The IMF believes that growth in the UAE’s non-oil economy will slow next year, as the two biggest emirates in the federation – Abu Dhabi and Dubai – experience contrasting economic fortunes, said Masood Ahmed, the IMF’s director of the Middle East and Central Asia department, last month.

Overall growth in the UAE will fall to 2.3 per cent this year as the effect of lower oil prices impacts the wider economy, he said. Next year he is expecting a slight recovery, to 2.5 per cent.

Growth in Dubai will fall to 3.3 per cent this year, down from 3.5 per cent last year, before recovering to 3.6 per cent next year.

Abu Dhabi’s GDP growth would experience a “sharp decline,” he added, down from 4.3 per cent last year to 1.5 per cent this year and 1.7 per cent next year.
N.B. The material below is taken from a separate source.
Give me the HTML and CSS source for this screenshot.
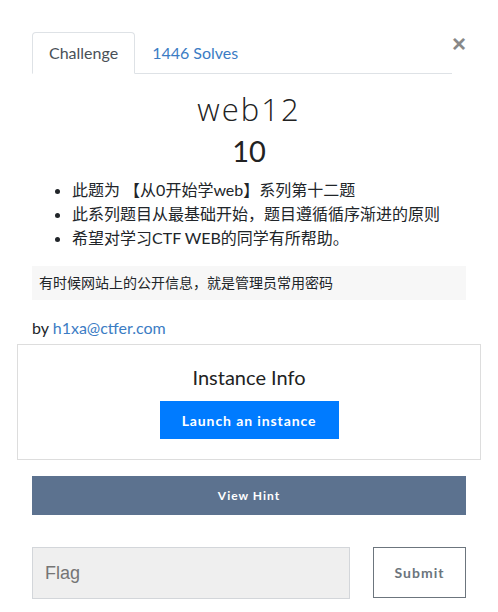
FILE: index.html
```html
<!DOCTYPE html>
<html lang="zh">
<head>
<meta charset="utf-8">
<title>web12</title>
<link rel="stylesheet" href="styles.css">
</head>
<body>
<div class="modal">
  <div class="header">
    <ul class="tabs">
      <li class="tab active">Challenge</li>
      <li class="tab link">1446 Solves</li>
    </ul>
    <button class="close" aria-label="Close">&times;</button>
  </div>

  <h2 class="title">web12</h2>
  <h3 class="value">10</h3>

  <ul class="desc">
    <li>此题为 【从0开始学web】系列第十二题</li>
    <li>此系列题目从最基础开始，题目遵循循序渐进的原则</li>
    <li>希望对学习CTF WEB的同学有所帮助。</li>
  </ul>

  <div class="hintbox">有时候网站上的公开信息，就是管理员常用密码</div>

  <p class="author">by <a class="mail">h1xa@ctfer.com</a></p>

  <div class="instance">
    <div class="instance-title">Instance Info</div>
    <button class="launch">Launch an instance</button>
  </div>

  <button class="viewhint">View Hint</button>

  <div class="submit-row">
    <div class="flag">Flag</div>
    <button class="submit">Submit</button>
  </div>
</div>
</body>
</html>
```
FILE: styles.css
```css
* { box-sizing: border-box; }
html, body { margin: 0; padding: 0; background: #fff; }
body {
  font-family: Lato, "Noto Sans CJK SC", sans-serif;
  font-size: 16px;
  line-height: 1.5;
  color: #212529;
}
.modal {
  width: 498px;
  padding: 32px 32px 0 32px;
}
.header {
  display: flex;
  align-items: flex-start;
}
.tabs {
  list-style: none;
  margin: 0;
  padding: 0;
  display: flex;
  flex: 1;
  border-bottom: 1px solid #dee2e6;
}
.tab {
  padding: 8px 16px;
  border: 1px solid transparent;
  border-top-left-radius: 4px;
  border-top-right-radius: 4px;
  margin-bottom: -1px;
  line-height: 24px;
}
.tab.active {
  color: #495057;
  border-color: #dee2e6 #dee2e6 #fff;
  background: #fff;
}
.tab.link { color: #3b7cc4; }
.close {
  width: 14px;
  padding: 0;
  border: 0;
  background: none;
  font-family: "Liberation Sans", sans-serif;
  font-size: 24px;
  line-height: 20px;
  font-weight: 700;
  color: #888;
  margin-top: 2px;
}
.title {
  font-family: "Open Sans", sans-serif;
  font-weight: 300;
  letter-spacing: 2px;
  font-size: 31px;
  line-height: 38px;
  text-align: center;
  margin: 16px 0 0;
  color: #222;
}
.value {
  font-weight: 400;
  font-size: 29px;
  line-height: 34px;
  text-align: center;
  margin: 6px 0 0;
  color: #222;
}
.desc {
  margin: 10px 0 0;
  padding-left: 40px;
  line-height: 24px;
}
.hintbox {
  margin-top: 16px;
  background: #f7f7f7;
  padding: 7px 7px;
  font-size: 14px;
  line-height: 20px;
}
.author {
  margin: 16px 0 0;
  line-height: 24px;
}
.mail { color: #3b7cc4; }
.instance {
  margin: 4px -15px 0;
  border: 1px solid #dddddd;
  padding: 20px 0 20px;
  text-align: center;
}
.instance-title {
  font-size: 20px;
  line-height: 24px;
  color: #222;
}
.launch {
  margin-top: 12px;
  width: 179px;
  height: 38px;
  border: 0;
  background: #007bff;
  color: #fff;
  font-family: Lato, sans-serif;
  font-weight: 700;
  font-size: 14px;
  letter-spacing: 0.9px;
}
.viewhint {
  display: block;
  width: 100%;
  margin-top: 16px;
  height: 39px;
  border: 0;
  background: #5c728f;
  color: #fff;
  font-family: Lato, sans-serif;
  font-weight: 700;
  font-size: 12px;
  letter-spacing: 1px;
}
.submit-row {
  display: flex;
  gap: 23px;
  margin-top: 32px;
}
.flag {
  width: 318px;
  height: 52px;
  background: #efefef;
  border: 1px solid #d3d6da;
  font-family: "Liberation Sans", sans-serif;
  font-size: 18px;
  line-height: 50px;
  padding-left: 12px;
  color: #757575;
}
.submit {
  width: 93px;
  height: 51px;
  background: #fff;
  border: 1px solid #6c757d;
  color: #6c757d;
  font-family: Lato, sans-serif;
  font-weight: 700;
  font-size: 14px;
  letter-spacing: 1px;
}
```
Economic sentiment in the UAE dipped in September as a slowdown in global growth put pressure on domestic busi­nesses.

Business conditions in September improved at the weakest pace since June, according to the UAE purchasing managers’ index (PMI), a measure of business activity in the non-oil private sector.

The Emirates NBD-sponsored index, which covers manufacturing and services, slipped to 54.1, down from 54.7 in August. A figure above 50 means businesses in the country are expanding, while below 50 signals a contraction.

The figure was also broadly in line with the average so far this year (53.8), albeit noticeably lower than 2014 (58.1) and 2015 (56.0) averages.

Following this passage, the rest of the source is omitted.